Give a verbatim copy of the lines below, minus the pictures.

········

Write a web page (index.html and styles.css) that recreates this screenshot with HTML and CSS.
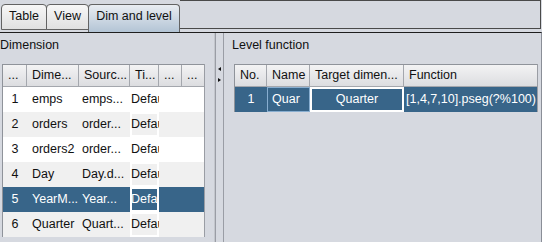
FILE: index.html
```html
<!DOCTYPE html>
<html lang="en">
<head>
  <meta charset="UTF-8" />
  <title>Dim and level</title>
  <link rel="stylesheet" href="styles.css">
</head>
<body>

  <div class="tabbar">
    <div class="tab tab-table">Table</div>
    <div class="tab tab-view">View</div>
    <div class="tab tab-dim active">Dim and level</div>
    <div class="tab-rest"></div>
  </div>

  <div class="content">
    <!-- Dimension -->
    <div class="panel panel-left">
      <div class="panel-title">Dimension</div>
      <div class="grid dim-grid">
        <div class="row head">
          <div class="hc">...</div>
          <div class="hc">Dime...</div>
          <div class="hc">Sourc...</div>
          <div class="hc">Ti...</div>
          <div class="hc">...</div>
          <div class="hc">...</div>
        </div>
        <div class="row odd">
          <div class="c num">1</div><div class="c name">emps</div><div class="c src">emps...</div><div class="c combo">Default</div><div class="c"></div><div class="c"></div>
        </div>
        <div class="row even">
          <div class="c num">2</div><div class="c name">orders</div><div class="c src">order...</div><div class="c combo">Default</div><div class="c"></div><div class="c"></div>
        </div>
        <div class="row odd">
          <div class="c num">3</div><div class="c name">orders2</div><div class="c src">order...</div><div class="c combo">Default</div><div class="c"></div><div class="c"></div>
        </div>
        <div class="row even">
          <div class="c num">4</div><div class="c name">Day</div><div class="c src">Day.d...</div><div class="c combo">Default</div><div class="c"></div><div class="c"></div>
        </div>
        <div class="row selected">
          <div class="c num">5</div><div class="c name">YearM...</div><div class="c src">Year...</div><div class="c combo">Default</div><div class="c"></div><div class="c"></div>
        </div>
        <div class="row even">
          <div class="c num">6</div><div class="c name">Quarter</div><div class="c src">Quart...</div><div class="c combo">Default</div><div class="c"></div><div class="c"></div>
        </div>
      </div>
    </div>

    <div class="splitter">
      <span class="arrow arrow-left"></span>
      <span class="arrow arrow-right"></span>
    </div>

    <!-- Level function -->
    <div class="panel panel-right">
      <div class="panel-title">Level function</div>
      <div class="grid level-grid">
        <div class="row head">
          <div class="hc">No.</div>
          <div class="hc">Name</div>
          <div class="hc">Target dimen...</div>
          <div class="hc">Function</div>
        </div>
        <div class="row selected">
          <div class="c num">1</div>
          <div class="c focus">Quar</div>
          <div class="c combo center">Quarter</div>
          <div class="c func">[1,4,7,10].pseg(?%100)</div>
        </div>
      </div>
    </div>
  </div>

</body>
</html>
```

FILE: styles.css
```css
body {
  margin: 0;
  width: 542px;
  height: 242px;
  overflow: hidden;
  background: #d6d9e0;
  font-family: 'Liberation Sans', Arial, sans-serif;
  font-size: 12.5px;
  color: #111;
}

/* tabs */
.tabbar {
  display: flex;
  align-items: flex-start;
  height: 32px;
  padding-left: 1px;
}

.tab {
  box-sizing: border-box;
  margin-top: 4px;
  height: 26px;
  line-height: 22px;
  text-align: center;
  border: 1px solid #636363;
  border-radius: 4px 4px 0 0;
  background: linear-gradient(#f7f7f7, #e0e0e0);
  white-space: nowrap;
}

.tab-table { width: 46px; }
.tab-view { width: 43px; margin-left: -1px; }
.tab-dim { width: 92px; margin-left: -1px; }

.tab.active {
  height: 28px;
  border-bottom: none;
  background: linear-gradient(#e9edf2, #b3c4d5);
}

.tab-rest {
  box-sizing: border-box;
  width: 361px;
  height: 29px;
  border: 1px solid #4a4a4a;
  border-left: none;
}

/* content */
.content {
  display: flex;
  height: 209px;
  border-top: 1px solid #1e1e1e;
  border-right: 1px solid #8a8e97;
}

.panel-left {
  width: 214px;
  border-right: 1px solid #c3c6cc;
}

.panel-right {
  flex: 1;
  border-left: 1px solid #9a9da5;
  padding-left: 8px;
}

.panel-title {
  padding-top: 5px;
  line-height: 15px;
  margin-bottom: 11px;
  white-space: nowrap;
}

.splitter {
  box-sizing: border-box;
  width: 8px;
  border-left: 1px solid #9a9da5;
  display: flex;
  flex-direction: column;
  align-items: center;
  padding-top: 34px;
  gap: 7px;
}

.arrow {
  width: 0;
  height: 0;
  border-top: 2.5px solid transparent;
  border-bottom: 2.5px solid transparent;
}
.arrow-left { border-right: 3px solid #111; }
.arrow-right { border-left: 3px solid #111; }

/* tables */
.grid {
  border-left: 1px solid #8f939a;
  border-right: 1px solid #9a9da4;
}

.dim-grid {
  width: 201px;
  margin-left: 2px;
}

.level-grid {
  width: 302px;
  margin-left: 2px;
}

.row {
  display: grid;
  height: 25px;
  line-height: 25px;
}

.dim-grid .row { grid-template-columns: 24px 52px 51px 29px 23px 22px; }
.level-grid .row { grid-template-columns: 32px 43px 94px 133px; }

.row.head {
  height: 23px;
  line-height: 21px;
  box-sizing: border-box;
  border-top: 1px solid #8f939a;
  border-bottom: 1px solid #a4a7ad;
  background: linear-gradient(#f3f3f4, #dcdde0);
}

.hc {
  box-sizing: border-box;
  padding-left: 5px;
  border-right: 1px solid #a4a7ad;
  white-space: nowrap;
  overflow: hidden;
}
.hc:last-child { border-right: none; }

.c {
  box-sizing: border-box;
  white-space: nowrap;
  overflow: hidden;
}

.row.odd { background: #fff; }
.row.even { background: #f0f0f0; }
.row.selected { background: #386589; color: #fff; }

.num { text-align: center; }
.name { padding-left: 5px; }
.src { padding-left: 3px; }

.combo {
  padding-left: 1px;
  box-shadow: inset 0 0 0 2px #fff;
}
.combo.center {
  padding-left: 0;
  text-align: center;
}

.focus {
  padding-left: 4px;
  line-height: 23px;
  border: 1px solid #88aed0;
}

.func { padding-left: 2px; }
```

········

= Solution =
Write a web page (index.html and styles.css) that recreates this screenshot with HTML and CSS.
FILE: index.html
```html
<!DOCTYPE html>
<html lang="en">
<head>
  <meta charset="UTF-8" />
  <title>Dim and level</title>
  <link rel="stylesheet" href="styles.css">
</head>
<body>

  <div class="tabbar">
    <div class="tab tab-table">Table</div>
    <div class="tab tab-view">View</div>
    <div class="tab tab-dim active">Dim and level</div>
    <div class="tab-rest"></div>
  </div>

  <div class="content">
    <!-- Dimension -->
    <div class="panel panel-left">
      <div class="panel-title">Dimension</div>
      <div class="grid dim-grid">
        <div class="row head">
          <div class="hc">...</div>
          <div class="hc">Dime...</div>
          <div class="hc">Sourc...</div>
          <div class="hc">Ti...</div>
          <div class="hc">...</div>
          <div class="hc">...</div>
        </div>
        <div class="row odd">
          <div class="c num">1</div><div class="c name">emps</div><div class="c src">emps...</div><div class="c combo">Default</div><div class="c"></div><div class="c"></div>
        </div>
        <div class="row even">
          <div class="c num">2</div><div class="c name">orders</div><div class="c src">order...</div><div class="c combo">Default</div><div class="c"></div><div class="c"></div>
        </div>
        <div class="row odd">
          <div class="c num">3</div><div class="c name">orders2</div><div class="c src">order...</div><div class="c combo">Default</div><div class="c"></div><div class="c"></div>
        </div>
        <div class="row even">
          <div class="c num">4</div><div class="c name">Day</div><div class="c src">Day.d...</div><div class="c combo">Default</div><div class="c"></div><div class="c"></div>
        </div>
        <div class="row selected">
          <div class="c num">5</div><div class="c name">YearM...</div><div class="c src">Year...</div><div class="c combo">Default</div><div class="c"></div><div class="c"></div>
        </div>
        <div class="row even">
          <div class="c num">6</div><div class="c name">Quarter</div><div class="c src">Quart...</div><div class="c combo">Default</div><div class="c"></div><div class="c"></div>
        </div>
      </div>
    </div>

    <div class="splitter">
      <span class="arrow arrow-left"></span>
      <span class="arrow arrow-right"></span>
    </div>

    <!-- Level function -->
    <div class="panel panel-right">
      <div class="panel-title">Level function</div>
      <div class="grid level-grid">
        <div class="row head">
          <div class="hc">No.</div>
          <div class="hc">Name</div>
          <div class="hc">Target dimen...</div>
          <div class="hc">Function</div>
        </div>
        <div class="row selected">
          <div class="c num">1</div>
          <div class="c focus">Quar</div>
          <div class="c combo center">Quarter</div>
          <div class="c func">[1,4,7,10].pseg(?%100)</div>
        </div>
      </div>
    </div>
  </div>

</body>
</html>
```

FILE: styles.css
```css
body {
  margin: 0;
  width: 542px;
  height: 242px;
  overflow: hidden;
  background: #d6d9e0;
  font-family: 'Liberation Sans', Arial, sans-serif;
  font-size: 12.5px;
  color: #111;
}

/* tabs */
.tabbar {
  display: flex;
  align-items: flex-start;
  height: 32px;
  padding-left: 1px;
}

.tab {
  box-sizing: border-box;
  margin-top: 4px;
  height: 26px;
  line-height: 22px;
  text-align: center;
  border: 1px solid #636363;
  border-radius: 4px 4px 0 0;
  background: linear-gradient(#f7f7f7, #e0e0e0);
  white-space: nowrap;
}

.tab-table { width: 46px; }
.tab-view { width: 43px; margin-left: -1px; }
.tab-dim { width: 92px; margin-left: -1px; }

.tab.active {
  height: 28px;
  border-bottom: none;
  background: linear-gradient(#e9edf2, #b3c4d5);
}

.tab-rest {
  box-sizing: border-box;
  width: 361px;
  height: 29px;
  border: 1px solid #4a4a4a;
  border-left: none;
}

/* content */
.content {
  display: flex;
  height: 209px;
  border-top: 1px solid #1e1e1e;
  border-right: 1px solid #8a8e97;
}

.panel-left {
  width: 214px;
  border-right: 1px solid #c3c6cc;
}

.panel-right {
  flex: 1;
  border-left: 1px solid #9a9da5;
  padding-left: 8px;
}

.panel-title {
  padding-top: 5px;
  line-height: 15px;
  margin-bottom: 11px;
  white-space: nowrap;
}

.splitter {
  box-sizing: border-box;
  width: 8px;
  border-left: 1px solid #9a9da5;
  display: flex;
  flex-direction: column;
  align-items: center;
  padding-top: 34px;
  gap: 7px;
}

.arrow {
  width: 0;
  height: 0;
  border-top: 2.5px solid transparent;
  border-bottom: 2.5px solid transparent;
}
.arrow-left { border-right: 3px solid #111; }
.arrow-right { border-left: 3px solid #111; }

/* tables */
.grid {
  border-left: 1px solid #8f939a;
  border-right: 1px solid #9a9da4;
}

.dim-grid {
  width: 201px;
  margin-left: 2px;
}

.level-grid {
  width: 302px;
  margin-left: 2px;
}

.row {
  display: grid;
  height: 25px;
  line-height: 25px;
}

.dim-grid .row { grid-template-columns: 24px 52px 51px 29px 23px 22px; }
.level-grid .row { grid-template-columns: 32px 43px 94px 133px; }

.row.head {
  height: 23px;
  line-height: 21px;
  box-sizing: border-box;
  border-top: 1px solid #8f939a;
  border-bottom: 1px solid #a4a7ad;
  background: linear-gradient(#f3f3f4, #dcdde0);
}

.hc {
  box-sizing: border-box;
  padding-left: 5px;
  border-right: 1px solid #a4a7ad;
  white-space: nowrap;
  overflow: hidden;
}
.hc:last-child { border-right: none; }

.c {
  box-sizing: border-box;
  white-space: nowrap;
  overflow: hidden;
}

.row.odd { background: #fff; }
.row.even { background: #f0f0f0; }
.row.selected { background: #386589; color: #fff; }

.num { text-align: center; }
.name { padding-left: 5px; }
.src { padding-left: 3px; }

.combo {
  padding-left: 1px;
  box-shadow: inset 0 0 0 2px #fff;
}
.combo.center {
  padding-left: 0;
  text-align: center;
}

.focus {
  padding-left: 4px;
  line-height: 23px;
  border: 1px solid #88aed0;
}

.func { padding-left: 2px; }
```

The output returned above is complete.